As Oprah the brand became ever more prominent, she has branched out into magazine publishing, television and film producing and radio - so too did her flirtation with celebrities. In 1993, she landed an exclusive interview with Michael Jackson, who had just been accused for the first time of sexually molesting a pubescent boy. More than a decade and many more celebrity interviews later, she was the TV host for whom Tom Cruise jumped on the studio couch to declare his undying love for his latest fiancée, Katie Holmes.

Curiously, broadcasting was not her first love. As a child she dreamed of being a film star, and it was a dream she managed to fulfil, at least for a while. In 1985, before her talk show had even started, Steven Spielberg cast her in his adaptation of the Alice Walker novel The Color Purple, and she won an Oscar nomination for best supporting actress.

Many distracted years later, she produced and starred in Jonathan Demme's version of the Toni Morrison novel about the slavery era, Beloved. It was not a success. Conventional wisdom in Hollywood suggests that the studio killed it by opening on too many screens - assuming, wrongly, Oprah on her own could deliver the sort of mass audience as Titanic had a few months earlier.

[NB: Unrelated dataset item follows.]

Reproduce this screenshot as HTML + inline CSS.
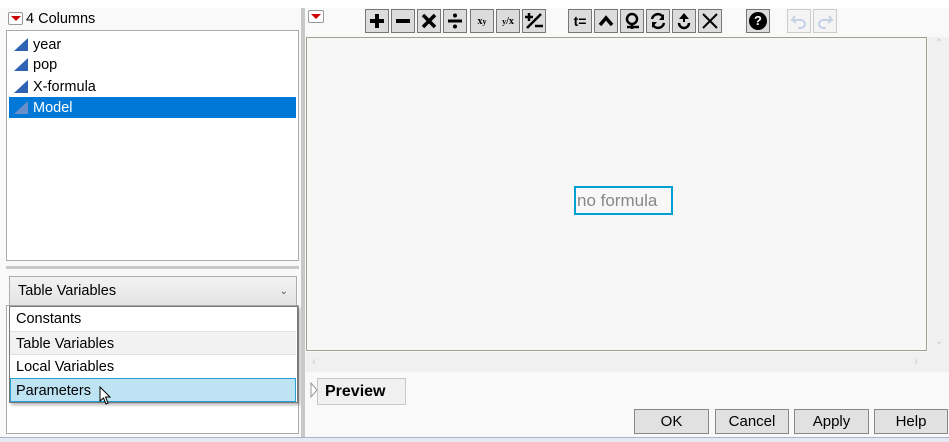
<!DOCTYPE html>
<html><head><meta charset="utf-8"><style>
*{box-sizing:border-box;margin:0;padding:0}
body{width:949px;height:442px;background:#f9f9f9;position:relative;overflow:hidden;font-family:"Liberation Sans",Arial,sans-serif;font-size:14px;color:#000}
.a{position:absolute}
.tb{position:absolute;top:9px;width:24px;height:24px;border:1px solid #777;background:#dcdcdc;display:flex;align-items:center;justify-content:center}
.btn{position:absolute;top:409px;height:25px;border:1px solid #888;background:#e1e1e1;display:flex;align-items:center;justify-content:center;font-size:15px}
.row{position:absolute;left:9px;width:287px;height:21px;line-height:22px;padding-left:24px;font-size:14.5px}
.ic{position:absolute;left:5px;top:4px;width:0;height:0;border-left:14px solid transparent;border-bottom:13px solid #2f64b5}
.it{position:absolute;left:10px;width:286px;height:24px;line-height:24px;padding-left:6px;font-size:14.5px}
</style></head><body>
<div class="a" style="left:0;top:0;width:949px;height:8px;background:#fff"></div>
<div class="a" style="left:8px;top:12px;width:15px;height:13px;border:1px solid #999;border-radius:2px;background:#fff"></div>
<div class="a" style="left:11px;top:16px;width:0;height:0;border-left:5px solid transparent;border-right:5px solid transparent;border-top:5px solid #c00"></div>
<div class="a" style="left:26px;top:11px;font-size:14.5px">4 Columns</div>
<div class="a" style="left:6px;top:30px;width:293px;height:231px;background:#fff;border:1px solid #aaa"></div>
<div class="row" style="top:34px"><div class="ic"></div>year</div>
<div class="row" style="top:54px"><div class="ic"></div>pop</div>
<div class="row" style="top:76px"><div class="ic"></div>X-formula</div>
<div class="row" style="top:97px;background:#0078d7;color:#fff"><div class="ic" style="border-bottom-color:#6a8fc8"></div>Model</div>
<div class="a" style="left:6px;top:266px;width:293px;height:3px;background:#c8c8c8"></div>
<div class="a" style="left:6px;top:305px;width:293px;height:129px;background:#fff;border:1px solid #aaa"></div>
<div class="a" style="left:9px;top:276px;width:288px;height:30px;border:1px solid #adadad;background:linear-gradient(#f2f2f2,#e4e4e4);padding-left:8px;line-height:29px;font-size:14.5px">Table Variables<span style="position:absolute;right:8px;top:0;font-size:10px;color:#555">&#8964;</span></div>
<div class="a" style="left:9px;top:306px;width:289px;height:97px;background:#fff;border:1px solid #777;box-shadow:2px 2px 3px rgba(0,0,0,.3)"></div>
<div class="it" style="top:307px">Constants</div>
<div class="it" style="top:331px;background:#f2f2f2;border-top:1px solid #e0e0e0;border-bottom:1px solid #e0e0e0">Table Variables</div>
<div class="it" style="top:355px">Local Variables</div>
<div class="it" style="top:378px;background:#bee4f4;border:1px solid #2a9fd6;left:10px;padding-left:5px">Parameters</div>
<svg class="a" style="left:99px;top:386px" width="14" height="20" viewBox="0 0 14 20"><path d="M1 1 L1 15 L4.5 12 L7 18 L9 17 L6.5 11 L11 11 Z" fill="#fff" stroke="#000" stroke-width="1"/></svg>
<div class="a" style="left:301px;top:8px;width:4px;height:430px;background:#c8c8c8"></div>
<div class="a" style="left:308px;top:10px;width:16px;height:13px;border:1px solid #999;border-radius:2px;background:#fff"></div>
<div class="a" style="left:311px;top:14px;width:0;height:0;border-left:5px solid transparent;border-right:5px solid transparent;border-top:5px solid #c00"></div>
<div class="tb" style="left:365px"><svg width="16" height="16"><path d="M8 1V15M1 8H15" stroke="#000" stroke-width="4"/></svg></div>
<div class="tb" style="left:391px"><svg width="16" height="16"><path d="M1 8H15" stroke="#000" stroke-width="4"/></svg></div>
<div class="tb" style="left:417px"><svg width="16" height="16"><path d="M2 2L14 14M14 2L2 14" stroke="#000" stroke-width="3.5"/></svg></div>
<div class="tb" style="left:443px"><svg width="16" height="16"><path d="M1 8H15" stroke="#000" stroke-width="3"/><circle cx="8" cy="2.5" r="2"/><circle cx="8" cy="13.5" r="2"/></svg></div>
<div class="tb" style="left:470px;font-size:10px;font-family:'Liberation Serif',serif;font-weight:bold">x<sup style="font-size:8px">y</sup></div>
<div class="tb" style="left:496px;font-size:10px;font-family:'Liberation Serif',serif;font-weight:bold"><sup style="font-size:8px">y</sup>/x</div>
<div class="tb" style="left:522px"><svg width="18" height="18"><path d="M4 1V9M0 5H8M2 16L16 2M10 14H18" stroke="#000" stroke-width="2.5"/></svg></div>
<div class="tb" style="left:568px;font-size:14px;font-weight:bold">t=</div>
<div class="tb" style="left:594px"><svg width="16" height="16"><path d="M2 12L8 5L14 12" stroke="#000" stroke-width="3.5" fill="none"/></svg></div>
<div class="tb" style="left:620px"><svg width="18" height="18"><circle cx="9" cy="7" r="5" stroke="#000" stroke-width="2.5" fill="none"/><path d="M9 12V17M4 15H16" stroke="#000" stroke-width="2.5"/></svg></div>
<div class="tb" style="left:646px"><svg width="18" height="18"><path d="M14 5A6 6 0 0 0 3 7M4 13A6 6 0 0 0 15 11" stroke="#000" stroke-width="2.5" fill="none"/><path d="M15 2V8H10Z M3 16V10H8Z"/></svg></div>
<div class="tb" style="left:672px"><svg width="18" height="18"><path d="M9 1L4 7H14Z"/><path d="M9 6V10" stroke="#000" stroke-width="2"/><path d="M4 11A5 5 0 1 0 14 11" stroke="#000" stroke-width="2.5" fill="none"/></svg></div>
<div class="tb" style="left:698px"><svg width="18" height="18"><path d="M2 2L16 16M16 2L2 16" stroke="#000" stroke-width="2"/></svg></div>
<div class="tb" style="left:746px"><div style="width:18px;height:18px;border-radius:50%;background:#000;color:#fff;font-size:13px;font-weight:bold;text-align:center;line-height:18px">?</div></div>
<div class="tb" style="left:787px;border-color:#ccc;background:#f4f4f4"><svg width="18" height="18"><path d="M5 4L2 8L6 11" stroke="#c5d3e5" stroke-width="2" fill="none"/><path d="M2 8H11A4 4 0 0 1 11 16H8" stroke="#c5d3e5" stroke-width="2" fill="none"/></svg></div>
<div class="tb" style="left:813px;border-color:#ccc;background:#f4f4f4"><svg width="18" height="18"><path d="M13 4L16 8L12 11" stroke="#c5d3e5" stroke-width="2" fill="none"/><path d="M16 8H7A4 4 0 0 0 7 16H10" stroke="#c5d3e5" stroke-width="2" fill="none"/></svg></div>
<div class="a" style="left:306px;top:37px;width:621px;height:314px;background:#f7f7f7;border:1px solid #a0a090"></div>
<div class="a" style="left:928px;top:37px;width:21px;height:316px;background:#f0f0f0"></div>
<div class="a" style="left:306px;top:352px;width:643px;height:20px;background:#f0f0f0"></div>
<div class="a" style="left:574px;top:186px;width:99px;height:29px;border:2px solid #00a0d2;color:#888;font-size:17px;line-height:26px;padding-left:1px">no formula</div>
<div class="a" style="left:312px;top:354px;color:#ccc;font-size:12px">&lsaquo;</div>
<div class="a" style="left:914px;top:354px;color:#ccc;font-size:12px">&rsaquo;</div>
<div class="a" style="left:935px;top:38px;color:#ccc;font-size:10px">&#8963;</div>
<div class="a" style="left:935px;top:336px;color:#ccc;font-size:10px">&#8964;</div>
<svg class="a" style="left:310px;top:382px" width="8" height="16"><path d="M1 1 L7 8 L1 15 Z" fill="#fff" stroke="#999"/></svg>
<div class="a" style="left:317px;top:378px;width:89px;height:27px;border:1px solid #c8c8c8;background:#f0f0f0;font-weight:bold;font-size:16px;line-height:25px;padding-left:7px">Preview</div>
<div class="btn" style="left:634px;width:75px">OK</div>
<div class="btn" style="left:715px;width:74px">Cancel</div>
<div class="btn" style="left:794px;width:75px">Apply</div>
<div class="btn" style="left:874px;width:74px">Help</div>
<div class="a" style="left:0;top:437px;width:949px;height:5px;background:#e6e9f2;border-top:1px solid #a8b4cc"></div>
</body></html>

It was a rare failure. By the late 1990s, Oprah had already accomplished the considerable feat of single-handedly restructuring the publishing industry with her Oprah book club. Her monthly recommendations invariably found their way on to the bestseller lists - even when, as with Jonathan Franzen and his acclaimed novel The Corrections - the author in question bristled at the idea of being associated with such a middle-brow public champion.

The book club went into abeyance for a while, only to re-emerge last year in a new guise as a sort of rediscovery of the classics. (John Steinbeck's East of Eden was the first such to be recommended.) Then, in a typical piece of Oprah magic, she persuaded the famously reclusive author of To Kill a Mockingbird, Harper Lee, to write her first published piece in decades for her magazine O.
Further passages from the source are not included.